With all of this being said, I don't even think that this is the most amazing part of this story. What I think is amazing is the geography behind these two mountains. Mount Sinai is pretty far down to the south while Mount Tabor is way up north. North and south of what? Jerusalem. Jerusalem is literally the midway point between these two mountains, DOWN TO THE VERY MILE. Jerusalem is where Jesus came in the triumphant entry (which commemorated a week from Sunday), Jerusalem is where the last supper took place. It is where Jesus was arrested, tried, wrongly convicted, crucified, and raised from the dead. Jerusalem is the epicenter of where God did His work on the earth to fulfill His mission through Jesus Christ.

What does this mean to us?

It means that God is present in the Mount Tabor, transfiguration moments ("it is good for us to be here") and it means that God is present in the Mount Sinai moments of total depravity. However, God is doing His work in the middle of all of these moments.

You might feel like you are in a dark place mentally or spiritually. You mean be scared, lonely, anxious, depressed, or a combination of all of these things or something else. God is present in these moments.

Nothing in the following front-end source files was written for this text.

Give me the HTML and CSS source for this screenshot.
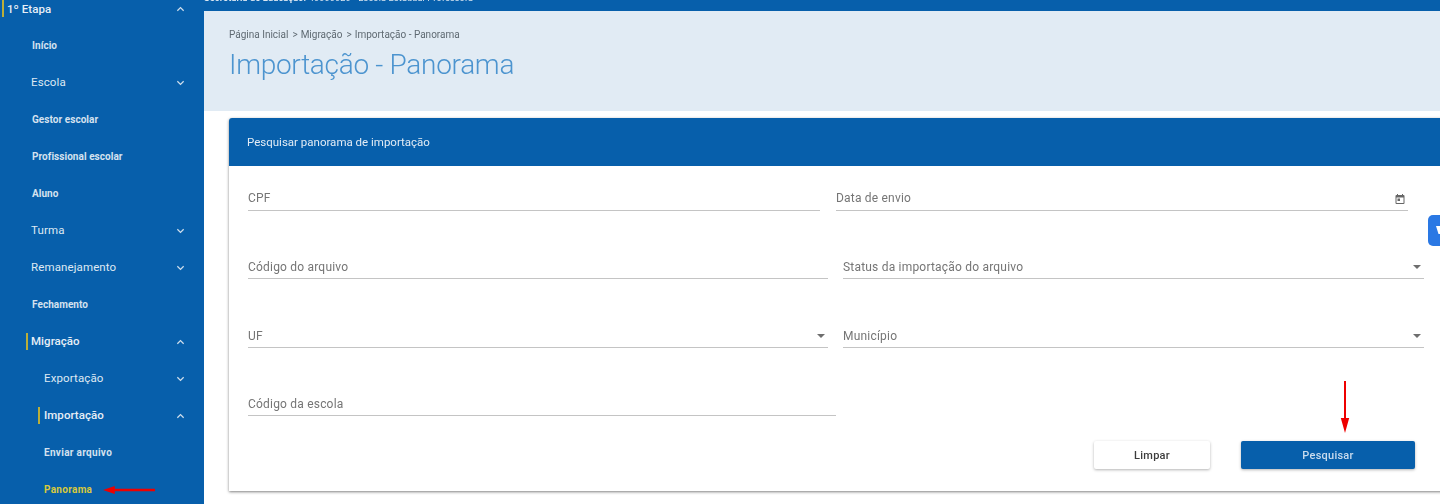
FILE: index.html
```html
<!DOCTYPE html>
<html lang="pt-BR">
<head>
<meta charset="utf-8">
<title>Importação - Panorama</title>
<link rel="stylesheet" href="styles.css">
</head>
<body>
<div class="page">
  <nav class="sidebar">
    <div class="item top"><span class="mark"></span><span class="label strong">1º Etapa</span><svg class="chev" viewBox="0 0 10 6"><path d="M1.5 5 5 1.5 8.5 5"/></svg></div>
    <div class="item lvl1"><span class="label small">Início</span></div>
    <div class="item lvl1"><span class="label">Escola</span><svg class="chev" viewBox="0 0 10 6"><path d="M1.5 1 5 4.5 8.5 1"/></svg></div>
    <div class="item lvl1"><span class="label small">Gestor escolar</span></div>
    <div class="item lvl1"><span class="label small">Profissional escolar</span></div>
    <div class="item lvl1"><span class="label small">Aluno</span></div>
    <div class="item lvl1"><span class="label">Turma</span><svg class="chev" viewBox="0 0 10 6"><path d="M1.5 1 5 4.5 8.5 1"/></svg></div>
    <div class="item lvl1"><span class="label">Remanejamento</span><svg class="chev" viewBox="0 0 10 6"><path d="M1.5 1 5 4.5 8.5 1"/></svg></div>
    <div class="item lvl1"><span class="label small">Fechamento</span></div>
    <div class="item lvl1"><span class="mark"></span><span class="label strong">Migração</span><svg class="chev" viewBox="0 0 10 6"><path d="M1.5 5 5 1.5 8.5 5"/></svg></div>
    <div class="item lvl2"><span class="label">Exportação</span><svg class="chev" viewBox="0 0 10 6"><path d="M1.5 1 5 4.5 8.5 1"/></svg></div>
    <div class="item lvl2"><span class="mark"></span><span class="label strong">Importação</span><svg class="chev" viewBox="0 0 10 6"><path d="M1.5 5 5 1.5 8.5 5"/></svg></div>
    <div class="item lvl2"><span class="label small wide">Enviar arquivo</span></div>
    <div class="item lvl2 current"><span class="label small wide">Panorama</span></div>
  </nav>
  <main class="main">
    <div class="topbar"><span class="topbar-text"><b>Secretaria de Educação:</b> 40000020 - Escola Estadual Professora</span></div>
    <header class="head">
      <div class="crumbs">Página Inicial<span class="sep">&gt;</span>Migração<span class="sep">&gt;</span>Importação - Panorama</div>
      <h1 class="title">Importação - Panorama</h1>
    </header>
    <section class="card">
      <div class="card-head">Pesquisar panorama de importação</div>
      <form class="form">
        <div class="row row-a">
          <div class="field"><span>CPF</span></div>
          <div class="field"><span>Data de envio</span>
            <svg class="cal" viewBox="0 0 24 24"><path d="M19 4h-1V2h-2v2H8V2H6v2H5a2 2 0 0 0-2 2v14a2 2 0 0 0 2 2h14a2 2 0 0 0 2-2V6a2 2 0 0 0-2-2zm0 16H5V9h14v11zM7 11h5v5H7z"/></svg>
          </div>
        </div>
        <div class="row row-b">
          <div class="field"><span>Código do arquivo</span></div>
          <div class="field"><span>Status da importação do arquivo</span><i class="caret"></i></div>
        </div>
        <div class="row row-b tall">
          <div class="field"><span>UF</span><i class="caret"></i></div>
          <div class="field"><span>Município</span><i class="caret"></i></div>
        </div>
        <div class="row row-c">
          <div class="field"><span>Código da escola</span></div>
        </div>
        <div class="actions">
          <button type="button" class="btn btn-light">Limpar</button>
          <button type="button" class="btn btn-primary">Pesquisar</button>
        </div>
      </form>
    </section>
  </main>
  <div class="widget"><svg viewBox="0 0 12 14"><path d="M1 3h10L8.5 11h-5z" fill="#fff"/></svg></div>
  <svg class="arrow arrow-left" viewBox="0 0 54 10"><path d="M0 5 12 .8V3.8H53V6.2H12V9.2z"/></svg>
  <svg class="arrow arrow-down" viewBox="0 0 10 52"><path d="M4 0H6V37H9.2L5 52 .8 37H4z"/></svg>
</div>
</body>
</html>
```

FILE: styles.css
```css
* { box-sizing: border-box; }
html, body { margin: 0; height: 504px; overflow: hidden; background: #fff; }
.page {
  position: relative;
  display: flex;
  width: 1440px;
  height: 504px;
  overflow: hidden;
  font-family: Roboto, "Liberation Sans", sans-serif;
  filter: blur(.35px);
}

/* Sidebar */
.sidebar {
  flex: 0 0 204px;
  height: 504px;
  background: #075fab;
  color: #dfe9f3;
  overflow: hidden;
}
.item {
  display: flex;
  align-items: center;
  height: 37px;
  padding-right: 19px;
  font-size: 11.5px;
  letter-spacing: .12px;
}
.item.top { margin-top: -10px; padding-left: 7px; }
.item.top .mark { margin-left: -5px; margin-right: 3px; }
.lvl1 { padding-left: 31px; }
.lvl2 { padding-left: 44px; }
.lvl2 .mark { margin-left: -6px; margin-right: 4px; }
.label { flex: 1; margin-bottom: 1px; white-space: nowrap; }
.top .label { margin-bottom: 0; }
.label.small { margin-bottom: 0; font-size: 10px; font-weight: 700; letter-spacing: .05px; color: #d5e2ef; }
.lvl1 .label.small { margin-left: 1px; }
.label.small.wide { letter-spacing: .3px; }
.label.strong { font-size: 11.5px; font-weight: 500; letter-spacing: .05px; color: #e6eef6; }
.mark {
  flex: none;
  width: 2px;
  height: 17px;
  margin-left: -5px;
  margin-right: 3px;
  background: #b9ae3a;
}
.current .label.small { color: #d9c93c; }
.chev {
  flex: none;
  width: 9px;
  height: 6px;
  fill: none;
  stroke: #cfdeec;
  stroke-width: 1.4;
}

/* Main */
.main { flex: 1; min-width: 0; }
.topbar {
  height: 11px;
  background: #075fab;
  color: #dbe7f2;
  font-size: 9px;
  letter-spacing: .2px;
  line-height: 11px;
  overflow: hidden;
  white-space: nowrap;
}
.topbar-text { display: block; margin-top: -7px; }
.head {
  height: 100px;
  padding: 18px 25px 0;
  background: #e1ebf4;
}
.crumbs { font-size: 10px; line-height: 12px; color: #5f6a72; }
.sep { margin: 0 3px 0 4px; }
.title {
  margin: 6px 0 0;
  font-size: 28px;
  line-height: 36px;
  font-weight: 300;
  letter-spacing: -.3px;
  color: #4c94cf;
}
.card {
  width: 1240px;
  height: 373px;
  margin: 7px 0 0 25px;
  border-radius: 3px 3px 0 0;
  background: #fff;
  box-shadow: 0 1px 3px rgba(0,0,0,.5);
}
.card-head {
  height: 48px;
  padding-left: 18px;
  background: #075fab;
  border-radius: 3px 3px 0 0;
  color: #e3ecf5;
  font-size: 11.5px;
  line-height: 48px;
}
.form { padding: 0 0 0 19px; }
.row { display: grid; height: 68px; }
.row:first-child { height: 45px; }
.row.tall { height: 69px; }
.row-a { grid-template-columns: 572px 572px; column-gap: 16px; }
.row-b { grid-template-columns: 580px 581px; column-gap: 15px; }
.row-c { grid-template-columns: 588px; }
.field {
  position: relative;
  display: flex;
  align-items: flex-end;
  justify-content: space-between;
  padding-bottom: 4px;
  border-bottom: 1px solid #c4c4c4;
  color: #757575;
  font-size: 12px;
  line-height: 14px;
  letter-spacing: .2px;
}
.row-a .field { padding-bottom: 5px; }
.cal { width: 12px; height: 12px; fill: #666; margin-right: 2px; }
.caret {
  width: 0;
  height: 0;
  margin: 0 3px 5px 0;
  border-left: 4px solid transparent;
  border-right: 4px solid transparent;
  border-top: 4px solid #6e6e6e;
}
.actions {
  display: flex;
  justify-content: flex-end;
  gap: 31px;
  width: 1167px;
  margin-top: 25px;
}
.btn {
  height: 28px;
  border: 0;
  border-radius: 2px;
  font-family: inherit;
  font-size: 11px;
  font-weight: 500;
  letter-spacing: .25px;
  box-shadow: 0 1px 3px rgba(0,0,0,.3);
}
.btn-light { width: 116px; background: #fff; color: #3c3c3c; }
.btn-primary { width: 174px; background: #075fab; color: #c9dcee; }

/* Overlays */
.widget {
  position: absolute;
  left: 1428px;
  top: 215px;
  width: 24px;
  height: 31px;
  padding: 8px 0 0 7px;
  border-radius: 5px;
  background: #2a78e4;
}
.widget svg { display: block; width: 12px; height: 14px; }
.arrow { position: absolute; fill: #ee0000; }
.arrow-left { left: 103px; top: 485px; width: 53px; height: 10px; }
.arrow-down { left: 1339.5px; top: 381px; width: 10px; height: 52px; }
```
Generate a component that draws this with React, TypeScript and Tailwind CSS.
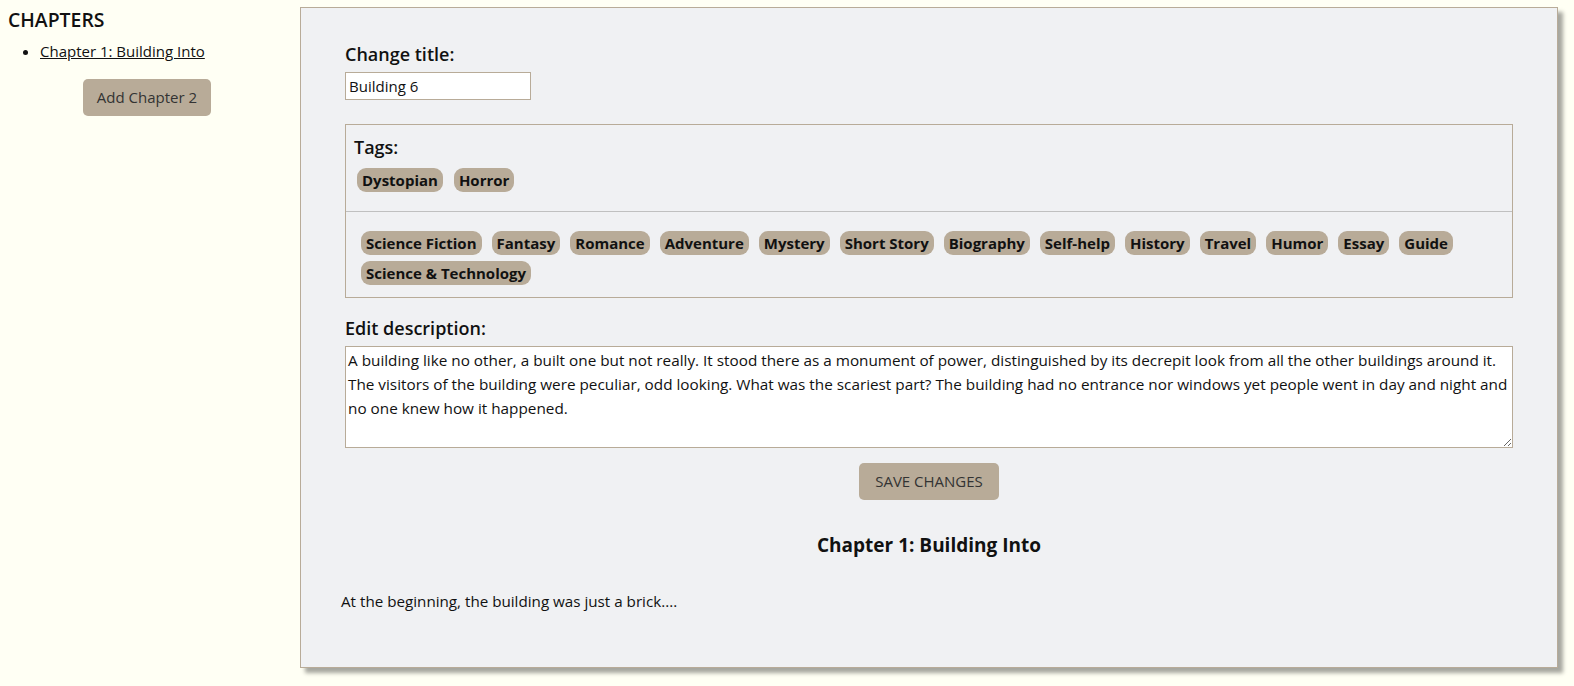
import React from "react";

const selectedTags = ["Dystopian", "Horror"];
const otherTags = [
  "Science Fiction",
  "Fantasy",
  "Romance",
  "Adventure",
  "Mystery",
  "Short Story",
  "Biography",
  "Self-help",
  "History",
  "Travel",
  "Humor",
  "Essay",
  "Guide",
  "Science & Technology",
];

const description =
  "A building like no other, a built one but not really. It stood there as a monument of power, distinguished by its decrepit look from all the other buildings around it. The visitors of the building were peculiar, odd looking. What was the scariest part? The building had no entrance nor windows yet people went in day and night and no one knew how it happened.";

function Tag({ label }: { label: string }) {
  return (
    <span className="inline-block rounded-[9px] bg-[#b8ab98] px-[5px] py-[1px] text-[15px] font-bold leading-[22px] text-[#111]">
      {label}
    </span>
  );
}

export default function App() {
  return (
    <div
      className="flex min-h-[686px] bg-[#fffff4] text-[#111]"
      style={{ fontFamily: '"Open Sans", "Noto Sans", sans-serif' }}
    >
      {/* Sidebar */}
      <aside className="w-[300px] shrink-0 pl-2 pr-[14px] pt-[8px]">
        <h2 className="text-[19.4px] font-semibold leading-[24px]">CHAPTERS</h2>
        <ul className="mt-[8px] list-disc pl-[32px] text-[15px]">
          <li className="leading-[22px]">
            <a href="#" className="underline">
              Chapter 1: Building Into
            </a>
          </li>
        </ul>
        <div className="mt-[17px] flex justify-center">
          <button className="rounded-[5px] bg-[#b8ab98] px-[14px] py-[8px] text-[15px] leading-[21px] text-[#333]">
            Add Chapter 2
          </button>
        </div>
      </aside>

      {/* Main panel */}
      <main className="mt-[7px] mb-[18px] w-[1258px] border border-[#b8ab98] bg-[#f0f1f3] px-[44px] pt-[33px] pb-[40px] shadow-[5px_5px_4px_rgba(0,0,0,0.35)]">
        <label className="block text-[18px] font-semibold leading-[26px]">Change title:</label>
        <input
          defaultValue="Building 6"
          className="mt-[5px] h-[28px] w-[186px] border border-[#b8ab98] bg-white px-[3px] text-[15px] outline-none"
        />

        <div className="mt-[24px] border border-[#b8ab98]">
          <div className="px-[8px] pt-[10px] pb-[19px]">
            <div className="text-[18px] font-semibold leading-[24px]">Tags:</div>
            <div className="mt-[9px] flex flex-wrap gap-[11px] pl-[3px]">
              {selectedTags.map((t) => (
                <Tag key={t} label={t} />
              ))}
            </div>
          </div>
          <div className="border-t border-[#c0c0c0] px-[15px] pt-[19px] pb-[12px]">
            <div className="flex flex-wrap gap-x-[10px] gap-y-[6px]">
              {otherTags.map((t) => (
                <Tag key={t} label={t} />
              ))}
            </div>
          </div>
        </div>

        <label className="mt-[17px] block text-[18px] font-semibold leading-[26px]">Edit description:</label>
        <textarea
          defaultValue={description}
          className="mt-[5px] block h-[102px] w-full border border-[#b8ab98] bg-white px-[2px] py-[1px] text-[15.3px] leading-[24px] outline-none"
        />

        <div className="mt-[15px] flex justify-center">
          <button className="rounded-[5px] bg-[#b8ab98] px-[16px] py-[8px] text-[15px] leading-[21px] text-[#333]">
            SAVE CHANGES
          </button>
        </div>

        <h3 className="mt-[32px] text-center text-[19px] font-bold leading-[26px]">Chapter 1: Building Into</h3>
        <p className="mt-[32px] -ml-[4px] text-[15.2px] leading-[22px]">At the beginning, the building was just a brick....</p>
      </main>
    </div>
  );
}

God was present before COVID-19 and He will still be here after it is all over, but God is doing His work amongst all of this. God is working in the middle of everything going on right now.

As Christ followers, we must be willing to openly declare that God is present in the hospitals, the ICU's, the hallways where they're putting people out. He is present with each of us at home. He is present in all of these things and He is doing His work in the midst of it all. Regardless of where you are mentally or spiritually, remember that God is present and working in your life.